CERT NZ puts average losses at $4.1m per quarter over the past year.
But as a contrast, Brett Callow, a threat analyst with Emsisoft – a global cybersecurity company based in New Zealand – says Ransomware attacks alone likely cost New Zealanders at least $55m last year based on data collected by ID Ransomware, which collates cyber ransom notes. Actual total losses to New Zealand organisations, including business downtime, would have been in the order of $450m, Callow’s research suggests. Since it was formed in mid-2017, total losses of $63.2m have been reported to Cert NZ.
Under-reporting is an international trend. A recent FBI report estimated that only 15 per cent of cyber crime is reported in the US.
Cert’s quarterly report says it received 700 calls from members of the public concerned about the “Flubot” text scam, which started with bogus messages purporting to be from a courier company. By contrast, the Department of Internal Affairs – which set up a report-by-text-service – was bombed with more than 58,000 complaints.
Nevertheless, Cert played a key role in response to the scam. Pope says the agency worked with ISPs to block more than 1200 websites associated with FluBot.
Cert NZ saw phishing – or attacks like Flubot, which try to trick people into revealing their credentials – rise 73 per cent to 1071 reports – plus general scams and fraud, which rose 28 per cent to 488. Together, those two categories accounted for the lion’s share of incidents. Unauthorised access accounted for 225 reports, while reports of ransomware fell by 40 per cent to 18.
At the top end of town, threats are definitely increasing.
The GCSB recently said that its NCSC (National Cyber Security Centre) tracked 404 cyber attacks affecting those it protects in the year to June, 2021 – up from 352 in the year to June 2020.
All told it said it disrupted 2000 attempted attacks against the 200 “organisations of national significance that it protects”. The NCSC has just launched a new programme to more broadly share its threat-warning data with the private sector.

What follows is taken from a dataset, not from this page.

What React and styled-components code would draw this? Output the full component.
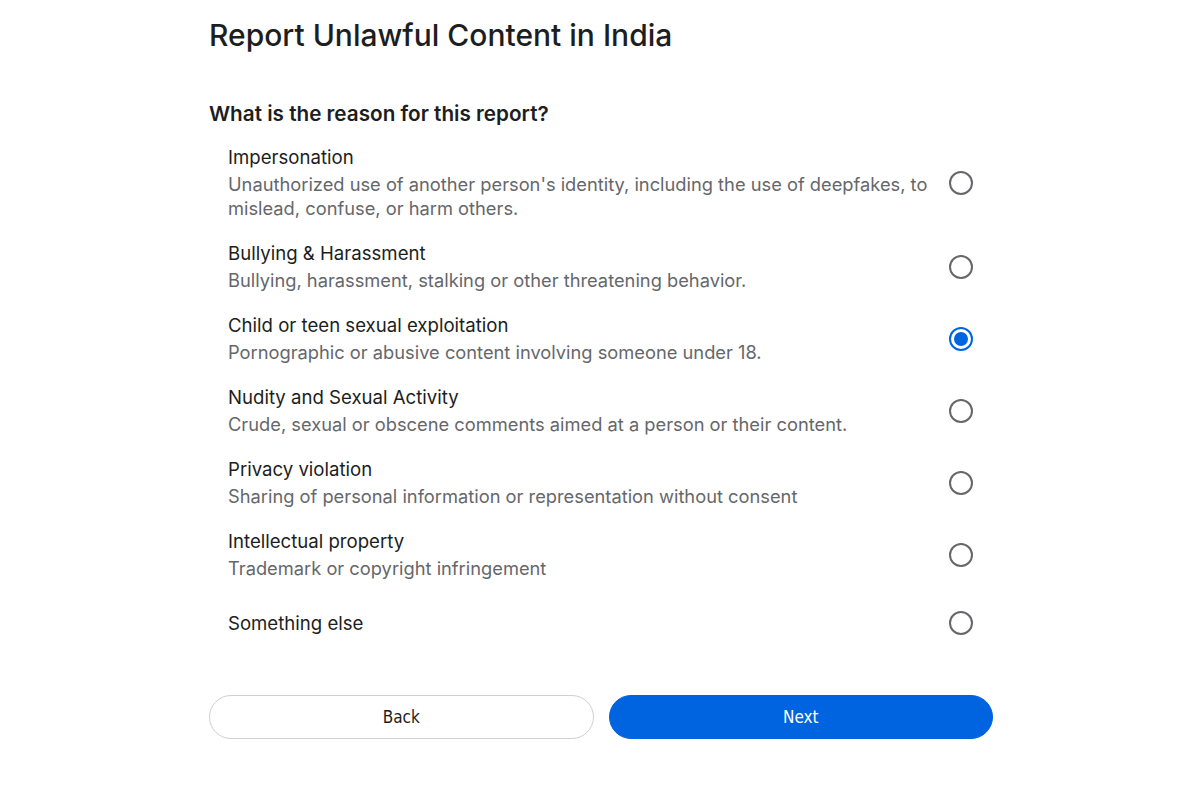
import React, { useState } from 'react';
import styled, { createGlobalStyle } from 'styled-components';

const GlobalStyle = createGlobalStyle`
  body {
    margin: 0;
    background: #fff;
    font-family: Inter, "Noto Sans", sans-serif;
    color: #1c1e21;
  }
`;

const Page = styled.div`
  width: 784px;
  margin: 0 0 0 209px;
  padding-top: 15px;
`;

const Title = styled.h1`
  font-size: 30px;
  font-weight: 500;
  line-height: 40px;
  margin: 0;
`;

const Question = styled.h2`
  font-size: 20.7px;
  font-weight: 600;
  line-height: 26px;
  margin: 46px 0 7px;
`;

const List = styled.div`
  display: flex;
  flex-direction: column;
`;

const Row = styled.label`
  display: flex;
  align-items: center;
  justify-content: space-between;
  gap: 16px;
  padding: ${p => (p.$plain ? '21px 20px 21px 19px' : '11px 20px 10px 19px')};
  cursor: pointer;
`;

const Text = styled.div`
  display: flex;
  flex-direction: column;
  gap: 3px;
`;

const Name = styled.span`
  font-size: 18.6px;
  line-height: 24px;
  color: #1c1e21;
`;

const Desc = styled.span`
  font-size: 18.3px;
  line-height: 24px;
  color: #65676b;
`;

const Radio = styled.span`
  flex: none;
  width: 24px;
  height: 24px;
  box-sizing: border-box;
  border-radius: 50%;
  border: 2px solid ${p => (p.$on ? '#0064e0' : '#65676b')};
  display: flex;
  align-items: center;
  justify-content: center;

  &::after {
    content: '';
    width: 14px;
    height: 14px;
    border-radius: 50%;
    background: #0064e0;
    display: ${p => (p.$on ? 'block' : 'none')};
  }
`;

const Footer = styled.div`
  display: grid;
  grid-template-columns: 1fr 1fr;
  gap: 15px;
  margin-top: 39px;
`;

const Button = styled.button`
  height: 44px;
  border-radius: 22px;
  font-family: "DejaVu Sans Condensed", "DejaVu Sans", sans-serif;
  font-size: 17px;
  cursor: pointer;
  border: 1px solid ${p => (p.$primary ? '#0064e0' : '#ced0d4')};
  background: ${p => (p.$primary ? '#0064e0' : '#fff')};
  color: ${p => (p.$primary ? '#fff' : '#1c1e21')};
`;

const reasons = [
  {
    name: 'Impersonation',
    desc: "Unauthorized use of another person's identity, including the use of deepfakes, to mislead, confuse, or harm others.",
  },
  { name: 'Bullying & Harassment', desc: 'Bullying, harassment, stalking or other threatening behavior.' },
  { name: 'Child or teen sexual exploitation', desc: 'Pornographic or abusive content involving someone under 18.' },
  { name: 'Nudity and Sexual Activity', desc: 'Crude, sexual or obscene comments aimed at a person or their content.' },
  { name: 'Privacy violation', desc: 'Sharing of personal information or representation without consent' },
  { name: 'Intellectual property', desc: 'Trademark or copyright infringement' },
  { name: 'Something else' },
];

const App = () => {
  const [picked, setPicked] = useState(2);

  return (
    <Page>
      <GlobalStyle />
      <Title>Report Unlawful Content in India</Title>
      <Question>What is the reason for this report?</Question>
      <List>
        {reasons.map((r, i) => (
          <Row key={r.name} $plain={!r.desc} onClick={() => setPicked(i)}>
            <Text>
              <Name>{r.name}</Name>
              {r.desc && <Desc>{r.desc}</Desc>}
            </Text>
            <Radio $on={picked === i} />
          </Row>
        ))}
      </List>
      <Footer>
        <Button>Back</Button>
        <Button $primary>Next</Button>
      </Footer>
    </Page>
  );
};

export default App;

Whatever size your organisation, Pope says the speed with which you report an incident is key. Cert reports that during Q3, it assisted an individual who gave a “tech support” phone caller remote access to their computer, only to see “large sums of money” drained from their bank account. Because the incident was reported quickly, most of the funds were recovered. Unfortunately, that has not been the case with most bank account breach incidents the Herald has covered (see below).
Cert NZ’s key advice for thwarting cyber attacks:
• Use different and complex passwords for every account – and a password manager to wrangle them all.
• Keep all your software up to date, not just your security software.
• Educate staff to be suspicious of email attachments, or any request for personal information. Know signs to look for. A legitimate text from a service provicer such as a courfirm or government agency, for example, will usually come from a four-digit number rather than a conventional cellphone number (a cellphone number is a sign of Flubot, which access an Android phone’s address book then sends itself to all of the victim’s contacts).
• Assume that one day you’ll be hit, and make regular backups. Make sure at least one of them is a “cold” or offline backup. And test your backups regularly.
• And maintain an up-to-date action plan for how you’ll communicate with staff, suppliers and customers in the aftermath of an attack.
Report an attack, and report it ASAP
For individuals and small businesses, reporting any cyber attack or online fraud quickly is essential. Cert NZ can act as a triage service, putting you in touch with the right law enforcement contacts, and advising where to turn for IT help.
A recent report by the Banking Ombudsman, which noted a 21 per cent increase in bank-related online scams, underlined that the more quickly banks’ fraud teams learn of an instance of fraud, the better your odds of getting the transaction reversed.
The Herald has covered a number of online banking fraud cases, which have seen mixed results for customers seeking compensation.
In one, a West Auckland couple who paid a series of fake invoices after a scammer hijacked their bathroom renovation company’s real-email address, had the full amount they had lost – $21,000 – paid back by their bank, Westpac.
But in a second case, involving an ex-army officer who transferred around $14,000 from a Westpac account to what turned out to be a fraudster’s account, as he thought he was buying Starlink shares (the Space X subsidiary is not listed and has no plans to list) no funds were recovered and the soldier lost all of his money.
Both banks said they would have had more chance of resolving the situation if the retired army officer had contacted them immediately. In the event, it was more than seven days after he transferred the money that he realised he had been conned.